The UK’s Energy National Policy Statement

There is some difference I suppose between a National Policy Statement and a National Policy, but the subtlety is beyond me. I should not waste time on semantics and assume that the Energy National Policy Statement is simply national energy policy written down, or in other words, national energy policy.

The government has published its Energy National Policy Statement, abbreviated to ENPS, which is its energy policy. Having a longer title than necessary tends to make things suspiciously pretentious, full of froth and bubble that loquaciousness brings. The Energy National Policy Statement is a poor substitute for a fully thought out energy policy.

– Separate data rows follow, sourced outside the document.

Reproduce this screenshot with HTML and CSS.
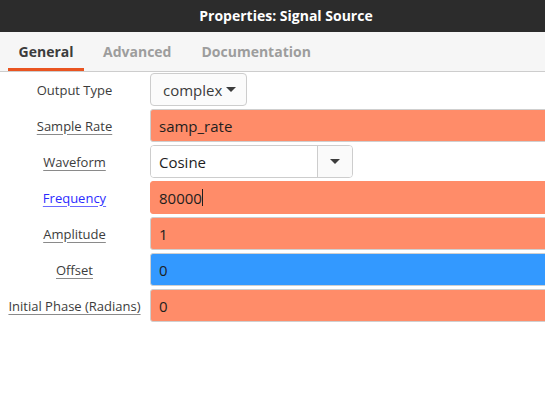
FILE: index.html
```html
<!DOCTYPE html>
<html>
<head>
<meta charset="utf-8">
<link rel="stylesheet" href="styles.css">
</head>
<body>
<div class="window">
  <header class="titlebar">Properties: Signal Source</header>
  <nav class="tabs">
    <div class="tab active">General</div>
    <div class="tab">Advanced</div>
    <div class="tab">Documentation</div>
  </nav>
  <div class="form">
    <div class="label plain">Output Type</div>
    <div class="field">
      <div class="combo">complex<span class="arrow small"></span></div>
    </div>

    <div class="label">Sample Rate</div>
    <div class="field"><div class="entry orange">samp_rate</div></div>

    <div class="label">Waveform</div>
    <div class="field">
      <div class="combo-entry">
        <div class="ce-text">Cosine</div>
        <div class="ce-btn"><span class="arrow"></span></div>
      </div>
    </div>

    <div class="label link">Frequency</div>
    <div class="field"><div class="entry orange focus">80000<span class="caret"></span></div></div>

    <div class="label">Amplitude</div>
    <div class="field"><div class="entry orange">1</div></div>

    <div class="label">Offset</div>
    <div class="field"><div class="entry blue">0</div></div>

    <div class="label">Initial Phase (Radians)</div>
    <div class="field"><div class="entry orange">0</div></div>
  </div>
</div>
</body>
</html>
```
FILE: styles.css
```css
* { box-sizing: border-box; }
html, body {
  margin: 0;
  padding: 0;
  background: #ffffff;
  overflow: hidden;
}
body {
  font-family: "Open Sans", "DejaVu Sans", sans-serif;
  color: #3c3c3c;
}
.window {
  width: 545px;
  height: 410px;
  overflow: hidden;
}
.titlebar {
  height: 32px;
  background: #2c2c2c;
  color: #ffffff;
  font-weight: 700;
  font-size: 14px;
  display: flex;
  align-items: center;
  justify-content: center;
  padding-left: 27px;
  padding-bottom: 1px;
}
.tabs {
  height: 40px;
  background: #f6f6f6;
  border-bottom: 1px solid #cdcdcd;
  display: flex;
  padding-left: 8px;
}
.tab {
  font-size: 14px;
  font-weight: 700;
  color: #9d9d9d;
  padding: 0 12px;
  display: flex;
  align-items: center;
  margin-right: 6px;
  border-bottom: 3px solid transparent;
  padding-top: 3px;
}
.tab.active {
  color: #3c3c3c;
  border-bottom-color: #e95420;
  width: 76px;
  justify-content: center;
  margin-right: 7px;
}
.form {
  display: grid;
  grid-template-columns: 150px 1fr;
  grid-auto-rows: 33px;
  row-gap: 3px;
  padding-top: 1px;
}
.label {
  display: flex;
  align-items: center;
  justify-content: center;
  font-size: 13px;
  color: #3c3c3c;
  text-decoration: underline;
  text-decoration-color: #8a8a8a;
  text-underline-offset: 3px;
  white-space: nowrap;
  padding-right: 1px;
}
.label.plain { text-decoration: none; }
.label.link { color: #2b2bff; text-decoration-color: #6a6aff; }
.field {
  display: flex;
  align-items: stretch;
  margin-right: -10px;
}
.entry {
  flex: 1;
  display: flex;
  align-items: center;
  padding-left: 8px;
  font-size: 15px;
  color: #1e1e1e;
  border: 1px solid #cfcfcf;
  border-radius: 3px;
}
.entry.orange { background: #ff8c69; }
.entry.blue { background: #3399ff; }
.entry.focus { border-color: #ff8c69; }
.caret {
  display: inline-block;
  width: 1px;
  height: 17px;
  background: #1e1e1e;
}
.combo {
  width: 97px;
  border: 1px solid #cdcdcd;
  border-radius: 4px;
  background: #fbfbfb;
  display: flex;
  align-items: center;
  padding-left: 12px;
  font-size: 15px;
  color: #3c3c3c;
}
.arrow {
  display: inline-block;
  width: 0;
  height: 0;
  border-left: 5px solid transparent;
  border-right: 5px solid transparent;
  border-top: 5px solid #3c3c3c;
}
.arrow.small { margin-left: 4px; }
.combo-entry {
  display: flex;
  width: 203px;
  border: 1px solid #cdcdcd;
  border-radius: 4px;
  overflow: hidden;
}
.ce-text {
  flex: 1;
  background: #ffffff;
  display: flex;
  align-items: center;
  padding-left: 8px;
  font-size: 15px;
  color: #1e1e1e;
}
.ce-btn {
  width: 35px;
  border-left: 1px solid #cdcdcd;
  background: #fafafa;
  display: flex;
  align-items: center;
  justify-content: center;
}
```
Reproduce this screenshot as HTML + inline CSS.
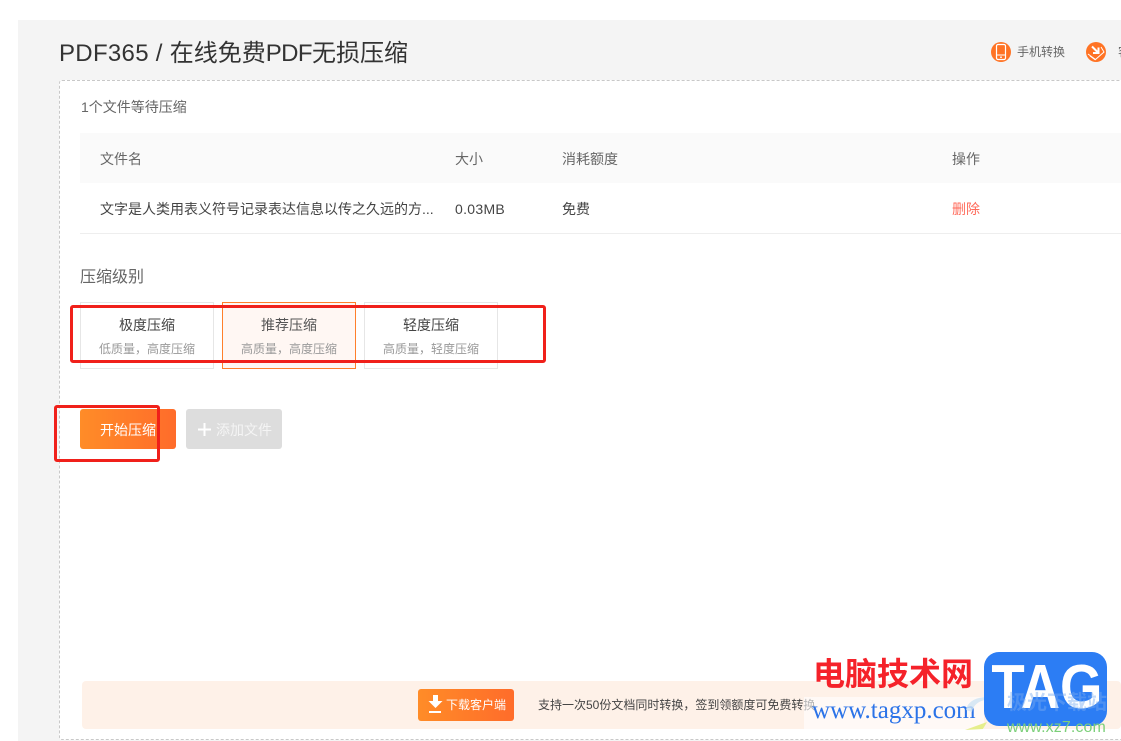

It has been quite hard the track down the policy statement; you have to go through a variety of UK government websites, most of which contain statements about the statements and to save you the bother of this tedium I can tell you that the link to the policy is  http://www.decc.gov.uk/en/content/cms/meeting_energy/consents_planning/nps_en_infra/nps_en_infra.aspx

which you will see comprises six policy statements and two government responses and an impact assessment. Who would of thought that energy policy should be so hard to lay out succinctly. Perhaps it is better not to be befuddled by this approach to attempting to communicate policy and settle to down load the “over arching national policy statement for energy” at http://www.decc.gov.uk/assets/decc/11/meeting-energy-demand/consents-planning/nps2011/1938-overarching-nps-for-energy-en1.pdf

From this document we glean that energy is important and needs a significant amount of large scale and small scale infrastructure, that theUKis committed to reducing its greenhouse gas emissions by 80% by 2050 (compared to 1990 levels) and that this is going to be a major challenge. Calling the reduction “a major challenge” is more than the litotes of British reserve; such a reduction, on our present course of energy policy, is simply dreamland.

Energy we are told should be secure, safe, low carbon and affordable. We are not told that energy cannot be both low carbon and affordable or secure and safe. These conflicts have not been addressed in the policy statement, yet they are critical in getting the policy right.

My immediate impression of the revised policy statements is, when you clear away all the froth and bubble

  1. The planning laws will be changed to make planning consent for infrastructure projects much quicker and presumably easier to obtain.
  2. The UKwill build eight new nuclear power stations to replace those that are going to be closing down; so we are on a nuclear pathway without a real debate about it.
  3. There will be a need to invest £100 billion in the electricity infrastructure to enable a lower carbon grid; if a government makes any infrastructure expense estimate it is usually right to treble or quadruple the estimate. HM Revenue and Customs collect £157 billion from income tax and national insurance tax in 2009.
  4. There will also be a need to invest in gas pipelines, storage facilities
  5. The UK does not have virtually any of the infrastructures needed to achieve its 80% target.
  6. The UK will mainly rely on private investment to finance the changes that will be necessary.

The sheer size of the cost of “decarbonising” our energy supply makes it necessary, if private investment is to be used, to provide for quicker planning decisions so that we can get on with much needed greenhouse gas reductions. The sheer size of the project also, in my view, mitigates against using privately raised money and should point towards using taxation as a means to raise the money.

Fighting climate change is like fighting a war; the cost is terrible but the cost of failure is worse. We would not sub contract the fighting of a war to private finance and I wonder of the wisdom of doing so in the case of climate change.